Cost cuts helped the publisher of the Mail titles significantly grow operating profit at its consumer media titles in the year to the end of September 2024.

DMGT reported operating profit up 34% year on year to £53m on its consumer media business (which includes the Mail titles, Metro, I Paper and New Scientist) on revenue down 2% to £613m.

Print circulation declines are largely being offset by cover price rises, print subscriptions are growing and digital advertising growth is more than cancelling out print advertising decline.

Overall revenue at DMGT was up 11% to £1.1bn and the company also went from a £13m pre-tax loss in 2023 to a pre-tax profit of £6m in the year to 30 September 2024, according to DMGT’s annual report.

The company’s profit after tax increased from £4m to £62m and its adjusted operating profit was up 60% to £87m (improving the profit margin from 5% to 8%).

The UAE-headquartered events and exhibitions business now makes up a quarter of DMGT’s total revenue, compared to 16% a year earlier. It saw 67% year-on-year revenue growth in 2024 to £272m.

Revenue from the property information division, which includes US-based data and analytics company Trepp and UK-based hybrid estate agency Yopa, was up 4% to £219m.

Consumer media, which includes the Mail, Metro, The i Paper and New Scientist, remains the biggest part of the business.

Cover price increases were said to have largely offset the decline in print sales volumes. Overall circulation revenues were down by 2% to £242m but print subscription revenues saw growth. Lord Rothermere said in his strategic report accompanying the figures that this reflects “the continuing trend amongst readers to subscribe to the titles”.

Digital advertising revenues were up 5% to £174m, offsetting a 2% drop in print ad revenues to £106m. Ad prices for the Mail and The i Paper were down because of their circulation drops but Metro, which has kept its free distribution steady at just below one million, saw revenue growth following a restructure in 2023.

Advertising (print and digital) went down as a proportion of DMGT revenue in 2024, from 28% to 25%. Print advertising fell from 11% to 10%.

"Profitability benefitted from cost rationalisation in the print businesses," the report said of the media business.

The Mail titles have been undergoing a transition to a digital-first newsroom over the past few years, with redundancies largely on the print side, the final stage of which began on Thursday.

The consumer media business had exceptional operating costs and impairment costs of £93m including £36m in closure costs for its print sites in Essex and Yorkshire as DMGT combined its print operations with News UK. There was also £30m in goodwill impairment.

Growth in the events business was put down to "continued recovery" in the sector and "rapid development of the Saudi Arabian events market" as well as expansion in events it manages for third-parties such as a section of annual United Nations climate change conference COP28, although there is expected to be less revenue from these in the 2025 financial year.

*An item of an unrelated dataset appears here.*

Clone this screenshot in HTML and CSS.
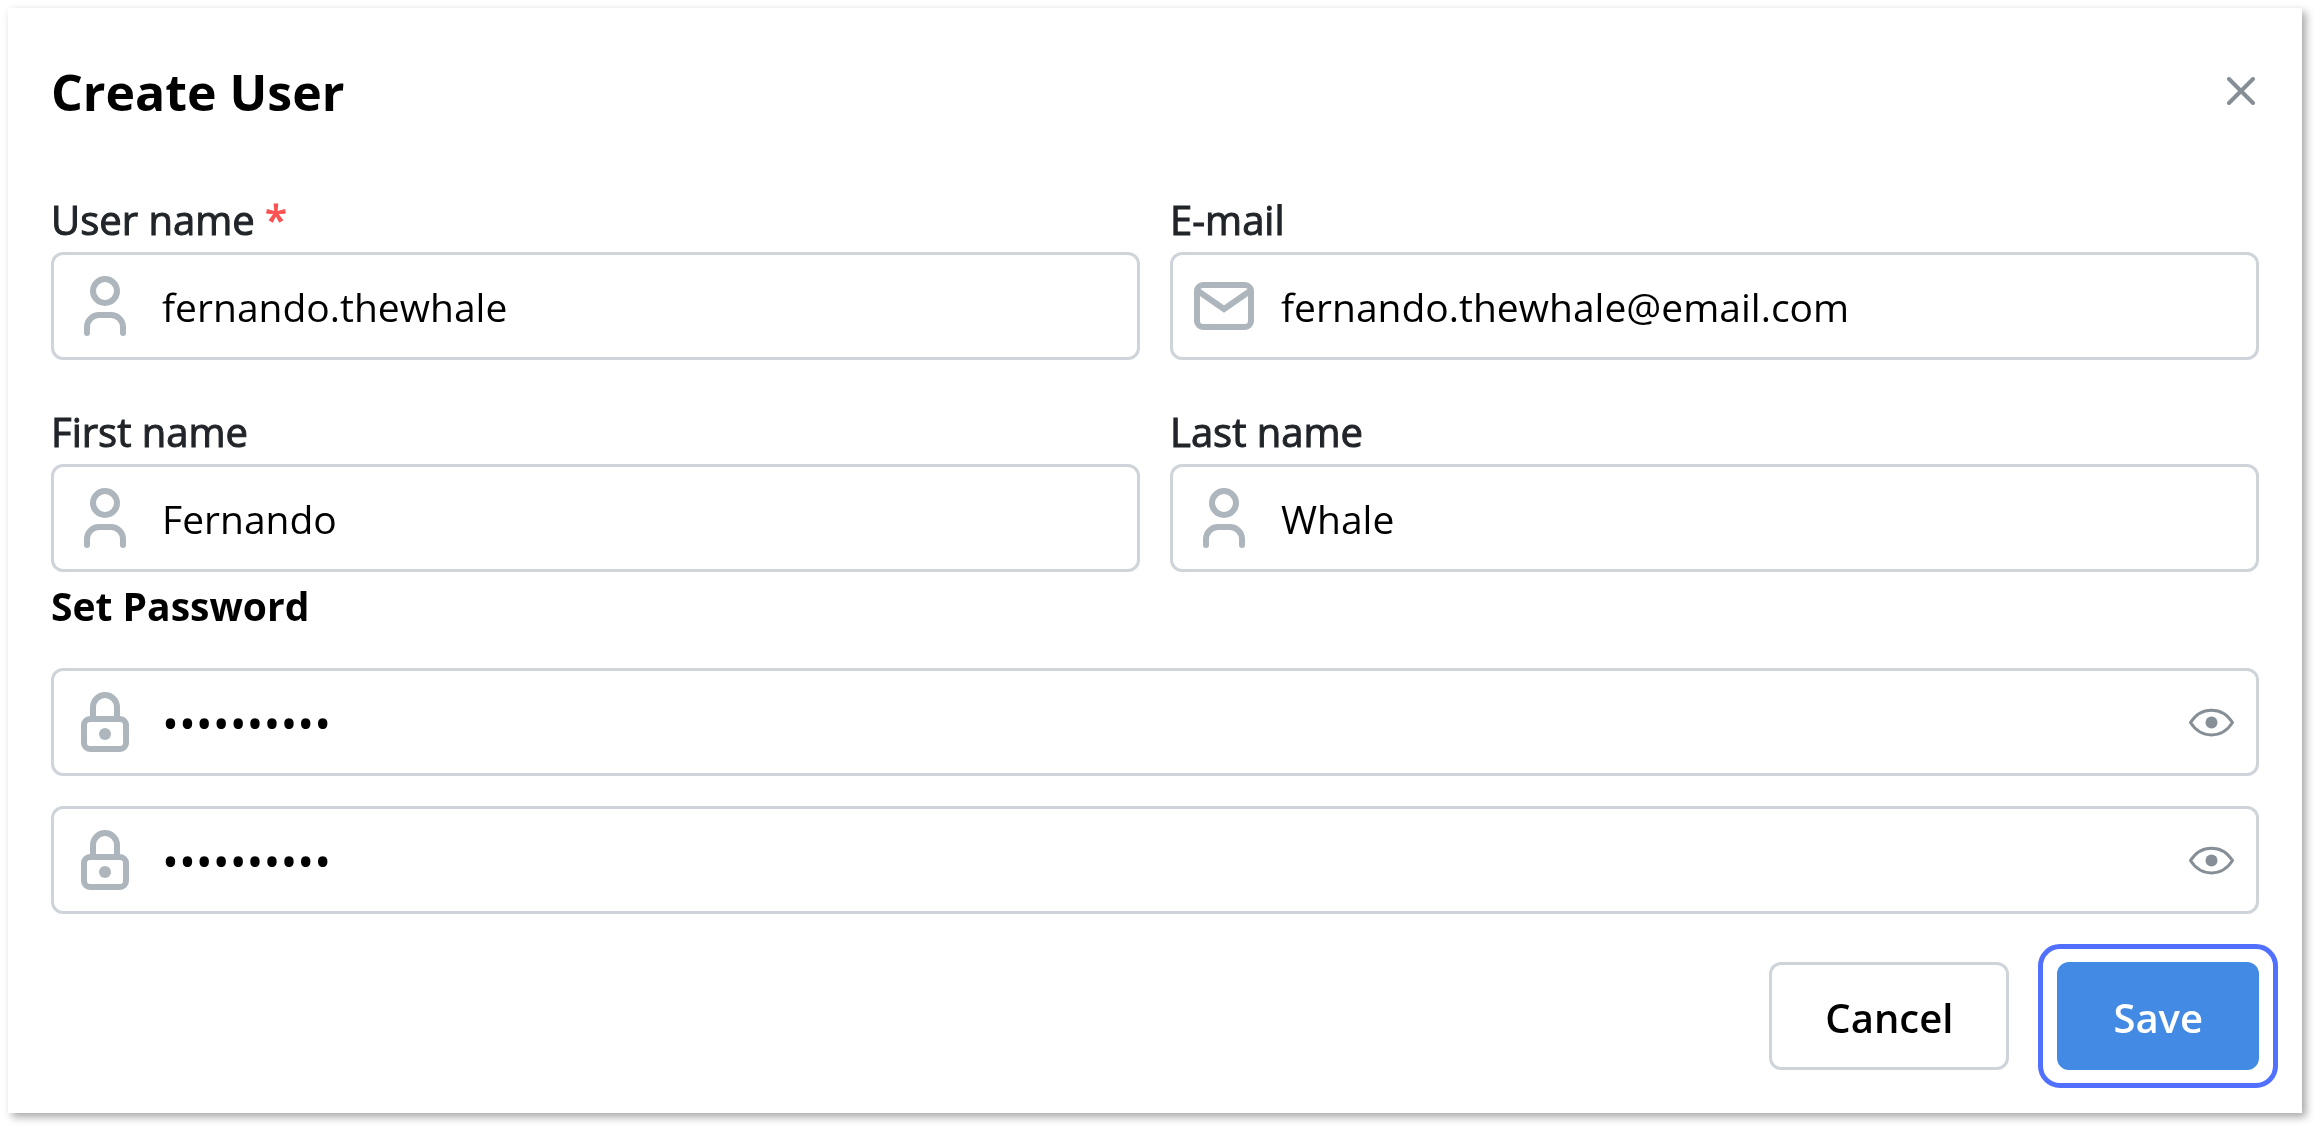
FILE: index.html
```html
<!DOCTYPE html>
<html lang="en">
<head>
    <meta charset="UTF-8">
    <meta name="viewport" content="width=device-width, initial-scale=1.0">
    <title>Create User</title>
    <link rel="stylesheet" href="styles.css">
</head>
<body>

    <!-- Shared icons -->
    <svg class="sprite" aria-hidden="true">
        <symbol id="icon-user" viewBox="0 0 60 60">
            <circle cx="30" cy="15" r="12" />
            <path d="M12 57V51A12 12 0 0 1 24 39H36A12 12 0 0 1 48 51V57" stroke-linecap="round" />
        </symbol>
        <symbol id="icon-mail" viewBox="0 0 60 60">
            <rect x="3" y="9" width="54" height="42" rx="6" />
            <path d="M4 15L30 33L56 15" />
        </symbol>
        <symbol id="icon-lock" viewBox="0 0 60 60">
            <rect x="9" y="27" width="42" height="30" rx="6" />
            <path d="M18 27V15A12 12 0 0 1 42 15V27" />
            <circle cx="30" cy="42" r="6" fill="currentColor" stroke="none" />
        </symbol>
        <symbol id="icon-eye" viewBox="0 0 45 45">
            <path d="M1.5 22.5C12 6 33 6 43.5 22.5C33 39 12 39 1.5 22.5Z" stroke-linejoin="round" />
            <circle cx="22.5" cy="22.5" r="6" fill="currentColor" stroke="none" />
        </symbol>
    </svg>

    <form class="modal">
        <header class="modal-header">
            <h1>Create User</h1>
            <button type="button" class="icon-button" aria-label="Close">
                <svg class="close-icon" viewBox="0 0 28 28"><path d="M2 2L26 26M26 2L2 26" /></svg>
            </button>
        </header>

        <div class="fields">
            <div class="field">
                <label for="userName">User name <span class="required">*</span></label>
                <div class="input-box">
                    <svg class="icon"><use href="#icon-user" /></svg>
                    <input type="text" id="userName" value="fernando.thewhale" required>
                </div>
            </div>
            <div class="field">
                <label for="email">E-mail</label>
                <div class="input-box">
                    <svg class="icon"><use href="#icon-mail" /></svg>
                    <input type="email" id="email" value="fernando.thewhale@email.com">
                </div>
            </div>
            <div class="field">
                <label for="firstName">First name</label>
                <div class="input-box">
                    <svg class="icon"><use href="#icon-user" /></svg>
                    <input type="text" id="firstName" value="Fernando">
                </div>
            </div>
            <div class="field">
                <label for="lastName">Last name</label>
                <div class="input-box">
                    <svg class="icon"><use href="#icon-user" /></svg>
                    <input type="text" id="lastName" value="Whale">
                </div>
            </div>
        </div>

        <!-- Password and confirmation -->
        <h2>Set Password</h2>
        <div class="passwords">
            <div class="input-box">
                <svg class="icon"><use href="#icon-lock" /></svg>
                <input type="password" aria-label="Password" value="whale12345">
                <button type="button" class="icon-button" aria-label="Show password">
                    <svg class="eye-icon"><use href="#icon-eye" /></svg>
                </button>
            </div>
            <div class="input-box">
                <svg class="icon"><use href="#icon-lock" /></svg>
                <input type="password" aria-label="Confirm password" value="whale12345">
                <button type="button" class="icon-button" aria-label="Show password">
                    <svg class="eye-icon"><use href="#icon-eye" /></svg>
                </button>
            </div>
        </div>

        <footer class="actions">
            <button type="button" class="button">Cancel</button>
            <button type="submit" class="button primary">Save</button>
        </footer>
    </form>

</body>
</html>
```
FILE: styles.css
```css
* {
    box-sizing: border-box;
}

body {
    margin: 0;
    padding: 8px 13px 13px 8px;
    background-color: white;
    color: black;
    font-family: "Open Sans", "Noto Sans", sans-serif;
    font-size: 40px;
    line-height: 64px;
}

.sprite {
    position: absolute;
    width: 0;
    height: 0;
}

.modal {
    padding: 44px 43px 43px;
    background-color: white;
    filter: drop-shadow(4px 4px 4px rgba(0, 0, 0, 0.35));
}

/* Header */
.modal-header {
    display: flex;
    justify-content: space-between;
    align-items: flex-start;
    margin-bottom: 56px;
}

h1 {
    margin: 0;
    font-size: 50px;
    line-height: 80px;
    font-weight: 700;
}

h2 {
    margin: 0 0 28px;
    font-size: 39px;
    line-height: 68px;
    font-weight: 700;
}

svg {
    fill: none;
    stroke: currentColor;
}

.icon-button {
    display: flex;
    padding: 0;
    border: none;
    background: none;
    color: #868e96;
    cursor: pointer;
}

.close-icon {
    width: 28px;
    height: 28px;
    margin: 25px 4px;
    stroke-width: 4;
    stroke-linecap: round;
}

/* Fields */
.fields {
    display: grid;
    grid-template-columns: 1fr 1fr;
    gap: 40px 30px;
}

label {
    display: block;
    color: #212529;
    -webkit-text-stroke: 1px;
}

.required {
    color: #fa5252;
}

.input-box {
    display: flex;
    align-items: center;
    height: 108px;
    padding: 0 22px 0 21px;
    border: 3px solid #ced4da;
    border-radius: 12px;
}

.icon {
    flex: none;
    width: 60px;
    height: 60px;
    color: #adb5bd;
    stroke-width: 6;
}

.eye-icon {
    width: 45px;
    height: 45px;
    stroke-width: 3;
}

input {
    flex: 1;
    min-width: 0;
    height: 64px;
    margin-left: 27px;
    padding: 2px 0 0;
    border: none;
    outline: none;
    background: none;
    color: black;
    font: inherit;
    font-size: 39px;
}

input[type="password"] {
    font-size: 45px;
}

.passwords {
    display: grid;
    gap: 30px;
}

/* Buttons */
.actions {
    display: flex;
    justify-content: flex-end;
    gap: 48px;
    margin-top: 48px;
}

.button {
    position: relative;
    height: 108px;
    padding: 4px 53px 0;
    border: 3px solid #ced4da;
    border-radius: 12px;
    background-color: white;
    color: black;
    font: inherit;
    font-weight: 600;
    cursor: pointer;
}

.primary {
    border-color: #428ae3;
    background-color: #428ae3;
    color: white;
}

/* Focus ring */
.primary::after {
    content: "";
    position: absolute;
    inset: -21px -22px;
    border: 5px solid #5270ff;
    border-radius: 22px;
}
```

Most of DMGT's own annual events take place in the Middle East.

Based on where customers (or news consumers) are located, 58% of DMGT's revenues are from the UK, 16% from the US and 26% from the rest of the world. Divided by where DMGT's businesses are based, 70% of revenues come from the UK with 7% from the US and 22% from elsewhere.

DMGT employed 4,307 people on average in 2024, of which 2,589 were in consumer media - a slight dip from 2,608 the year before. Some 1,110 were in property information and 566 were in events and exhibitions.

The highest-paid director, likely to be chairman Lord Rothermere who took control of the business by de-listing it in 2021, received total remuneration of £4m in 2024, down from £6.5m the year before.